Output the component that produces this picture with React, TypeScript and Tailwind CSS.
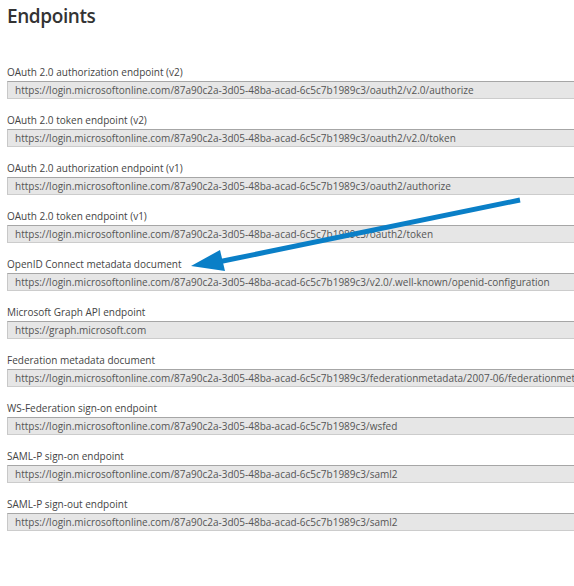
const endpoints: { label: string; url: string }[] = [
  {
    label: "OAuth 2.0 authorization endpoint (v2)",
    url: "https://login.microsoftonline.com/87a90c2a-3d05-48ba-acad-6c5c7b1989c3/oauth2/v2.0/authorize",
  },
  {
    label: "OAuth 2.0 token endpoint (v2)",
    url: "https://login.microsoftonline.com/87a90c2a-3d05-48ba-acad-6c5c7b1989c3/oauth2/v2.0/token",
  },
  {
    label: "OAuth 2.0 authorization endpoint (v1)",
    url: "https://login.microsoftonline.com/87a90c2a-3d05-48ba-acad-6c5c7b1989c3/oauth2/authorize",
  },
  {
    label: "OAuth 2.0 token endpoint (v1)",
    url: "https://login.microsoftonline.com/87a90c2a-3d05-48ba-acad-6c5c7b1989c3/oauth2/token",
  },
  {
    label: "OpenID Connect metadata document",
    url: "https://login.microsoftonline.com/87a90c2a-3d05-48ba-acad-6c5c7b1989c3/v2.0/.well-known/openid-configuration",
  },
  { label: "Microsoft Graph API endpoint", url: "https://graph.microsoft.com" },
  {
    label: "Federation metadata document",
    url: "https://login.microsoftonline.com/87a90c2a-3d05-48ba-acad-6c5c7b1989c3/federationmetadata/2007-06/federationmetadata.xml",
  },
  {
    label: "WS-Federation sign-on endpoint",
    url: "https://login.microsoftonline.com/87a90c2a-3d05-48ba-acad-6c5c7b1989c3/wsfed",
  },
  {
    label: "SAML-P sign-on endpoint",
    url: "https://login.microsoftonline.com/87a90c2a-3d05-48ba-acad-6c5c7b1989c3/saml2",
  },
  {
    label: "SAML-P sign-out endpoint",
    url: "https://login.microsoftonline.com/87a90c2a-3d05-48ba-acad-6c5c7b1989c3/saml2",
  },
];

const EndpointRow = ({ label, url }: { label: string; url: string }) => (
  <div className="mb-[13px]">
    <div className="h-[16px] leading-[16px] text-[10px] text-[#444444]">{label}</div>
    <div className="mt-[1px] h-[18px] w-[640px] border-t border-b border-t-[#a6a6a6] border-b-[#cccccc] border-l border-l-[#c8c8c8] bg-[#e6e6e6] pl-[7px] leading-[16px] text-[10px] text-[#555555] whitespace-nowrap overflow-hidden">
      {url}
    </div>
  </div>
);

const App = () => {
  return (
    <div
      className="relative h-[586px] w-[574px] overflow-hidden bg-white pl-[7px]"
      style={{ fontFamily: '"Open Sans", "Noto Sans", sans-serif' }}
    >
      <h1 className="h-[64px] pt-[2px] text-[19px] leading-[28px] tracking-[-0.4px] font-semibold text-[#333333]">
        Endpoints
      </h1>
      {endpoints.map((e) => (
        <EndpointRow key={e.label} label={e.label} url={e.url} />
      ))}

      {/* annotation arrow */}
      <svg className="absolute left-0 top-0" width="574" height="586" viewBox="0 0 574 586">
        <line x1="520" y1="200" x2="218" y2="262" stroke="#0a7fc7" strokeWidth="5" />
        <polygon points="191,266 220,250 225,271" fill="#0a7fc7" />
      </svg>
    </div>
  );
};

export default App;
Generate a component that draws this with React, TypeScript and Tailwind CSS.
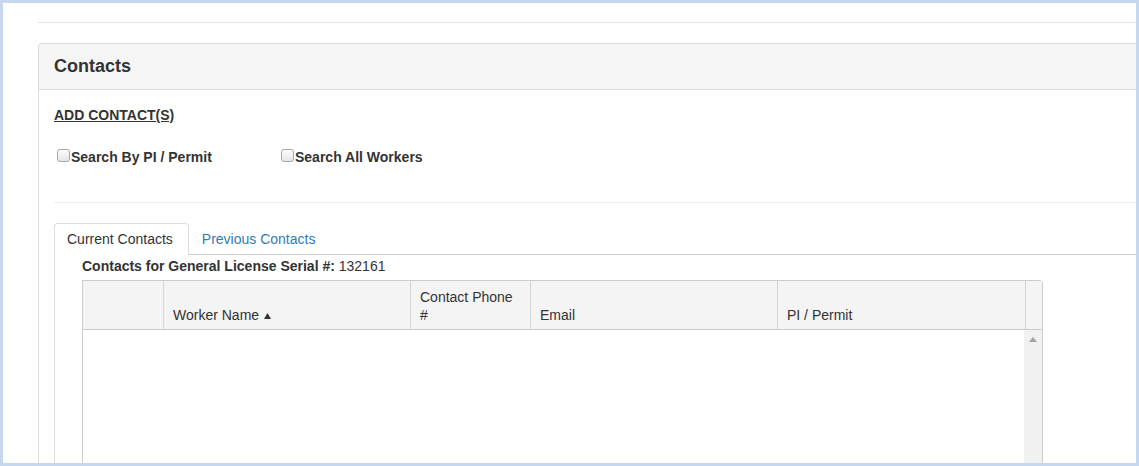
import React from "react"

const columns = [
  { label: "", width: "w-[81px]" },
  { label: "Worker Name", width: "w-[247px]", sort: true },
  { label: "Contact Phone", second: "#", width: "w-[120px]" },
  { label: "Email", width: "w-[247px]" },
  { label: "PI / Permit", width: "w-[248px]" },
]

function FakeCheckbox() {
  return (
    <span className="mt-[2px] inline-block h-[13px] w-[13px] shrink-0 rounded-[3px] border border-[#a6a6a6] bg-gradient-to-b from-[#fcfcfc] to-[#e6e6e6]" />
  )
}

export default function App() {
  return (
    <div className="h-[466px] w-[1139px] overflow-hidden border-[3px] border-[#c5d8f0] bg-white font-['Liberation_Sans',Arial,sans-serif] text-[14px] leading-[20px] text-[#333]">
      <div className="ml-[35px] mt-[19px] border-t border-[#e6e6e6]" />

      <div className="ml-[35px] mt-[20px] rounded-tl-[4px] border-l border-t border-[#dddddd]">
        <div className="flex h-[46px] items-center rounded-tl-[4px] border-b border-[#dddddd] bg-[#f5f5f5] px-[15px] pb-[2px]">
          <h3 className="text-[18px] font-bold leading-[20px]">Contacts</h3>
        </div>

        <div className="pl-[15px] pt-[15px]">
          <a href="#" className="font-bold underline">
            ADD CONTACT(S)
          </a>

          <div className="mt-[22px] flex">
            <label className="flex w-[224px] items-start pl-[3px]">
              <FakeCheckbox />
              <span className="ml-px font-bold">Search By PI / Permit</span>
            </label>
            <label className="flex items-start pl-[3px]">
              <FakeCheckbox />
              <span className="ml-px font-bold">Search All Workers</span>
            </label>
          </div>

          <div className="mt-[35px] border-t border-[#eeeeee]" />

          <div className="mt-[20px]">
            <ul className="flex items-start border-b border-[#cccccc]">
              <li className="-mb-px rounded-t-[4px] border border-b-0 border-[#dddddd] bg-white pb-[6px] pl-[12px] pr-[15px] pt-[5px]">
                Current Contacts
              </li>
              <li className="border-t border-transparent py-[5px] pl-[13px] pr-[12px] text-[#337ab7]">
                Previous Contacts
              </li>
            </ul>

            <div className="border-l border-[#dddddd] pl-[27px] pt-px">
              <div>
                <span className="font-bold">Contacts for General License Serial #:</span> 132161
              </div>

              <div className="mt-[4px] w-[961px] rounded-tr-[4px] border border-b-0 border-[#cccccc]">
                <div className="flex h-[49px] border-b border-[#cccccc] bg-[#f4f4f4] leading-[18px]">
                  {columns.map((c, i) => (
                    <div
                      key={i}
                      className={`${c.width} flex shrink-0 items-end border-r border-[#d4d4d4] pb-[5px] pl-[9px]`}
                    >
                      <span>
                        {c.label}
                        {c.sort && (
                          <svg width="7" height="6" viewBox="0 0 7 6" className="ml-[5px] inline-block align-[1px]">
                            <path d="M3.5 0 L7 6 L0 6 Z" fill="#333" />
                          </svg>
                        )}
                        {c.second && (
                          <>
                            <br />
                            {c.second}
                          </>
                        )}
                      </span>
                    </div>
                  ))}
                  <div className="flex-1" />
                </div>

                <div className="flex h-[200px]">
                  <div className="flex-1" />
                  <div className="flex w-[18px] justify-center bg-[#f1f1f1] pt-[7px]">
                    <svg width="8" height="5" viewBox="0 0 8 5">
                      <path d="M4 0 L8 5 L0 5 Z" fill="#a3a3a3" />
                    </svg>
                  </div>
                </div>
              </div>
            </div>
          </div>
        </div>
      </div>
    </div>
  )
}
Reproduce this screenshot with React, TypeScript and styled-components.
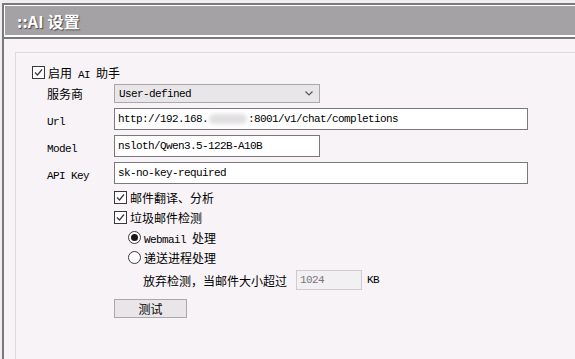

______________________________

§ **Stated task**
Search the preceding listing for the word "with" and pull out every line that holds it.

§ **Result below**
Output the component that produces this picture with React, TypeScript and Tailwind CSS.
Generate a component that draws this with React, TypeScript and Tailwind CSS.
Reproduce this screenshot with React, TypeScript and styled-components.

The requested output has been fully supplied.